Doubts whether public health measures like minimum pricing of alcohol could be brought in by the devolved Parliament under the proposals for a UK internal market have been expressed by the Faculty of Advocates.
In its response to the consultation on the UK Government's white paper on the UK Internal Market, Faculty suggests that an additional principle should be stated to ensure no restriction on devolved powers already conferred.
The white paper is aimed at protecting the flow of goods and services across the UK at the end of the Brexit transition period.
It proposes to enshrine in law two principles: mutual recognition and non-discrimination. Mutual recognition will require that an item produced in any part of the UK and capable of sale there can be sold in any other part. Non-discrimination will stop one part of the UK treating goods or services from another part of the UK less favourably than its own goods or services.
Such internal arrangements are also viewed as enhancing the UK Government's ability "to develop and implement ambitious trade deals".

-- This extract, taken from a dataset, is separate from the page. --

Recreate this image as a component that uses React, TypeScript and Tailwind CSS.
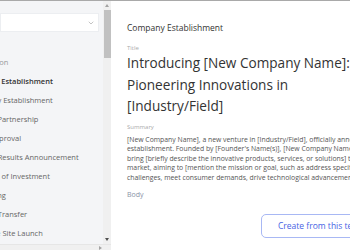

In its response, Faculty says it is instructive to consider how a measure which a devolved administration considered necessary on the basis of the health of citizens in that part of the UK could be implemented in future.
“The most controversial issue in Scotland in recent years concerning the interaction of freedom of trade with restrictions based on public health has been the minimum pricing of alcohol,” the Faculty stated.
“It is not clear to us whether a like measure, considered to be justified on grounds of health, could be implemented under the regime proposed in the White Paper, combined with the provisions of the current UK Trade Bill.”
Another example it suggests is if a devolved administration were to decide to impose tighter controls on the amount of sugar in soft drinks than applied in the rest of the UK.
Faculty notes a stated intention in the white paper to respect the devolution settlement, and the UK Government’s position that "every decision a devolved administration could make before exit day, they can make afterwards", and that frameworks will maintain, as a minimum, the same degree of flexibility for tailoring policies to the specific needs of each territory as was afforded by EU rules.
It suggests a third principle be included in the white paper to secure those aims.
"This would ensure the continued ability of the devolved administrations – governments and legislatures – to adopt measures which, albeit they may have an effect on trade, are a proportionate means of addressing a different goal, such as the maintenance or improvement of public health within their jurisdiction", Faculty observes.
"The reach of such a principle would benefit local solutions in the field of services as well as in relation to goods."
If geographical origins of particular goods are to continue to be protected, as the Government says it intends, some departure from the principle of non-discrimination will in any event be necessary, Faculty believes.
And it questions the white paper's apparent assumption that building regulations, for example, should be the same across the UK, when Scotland has had its own regulatory scheme since long before devolution.
Professional services and qualifications is another area where Faculty feels it necessary to highlight the separate Scottish position.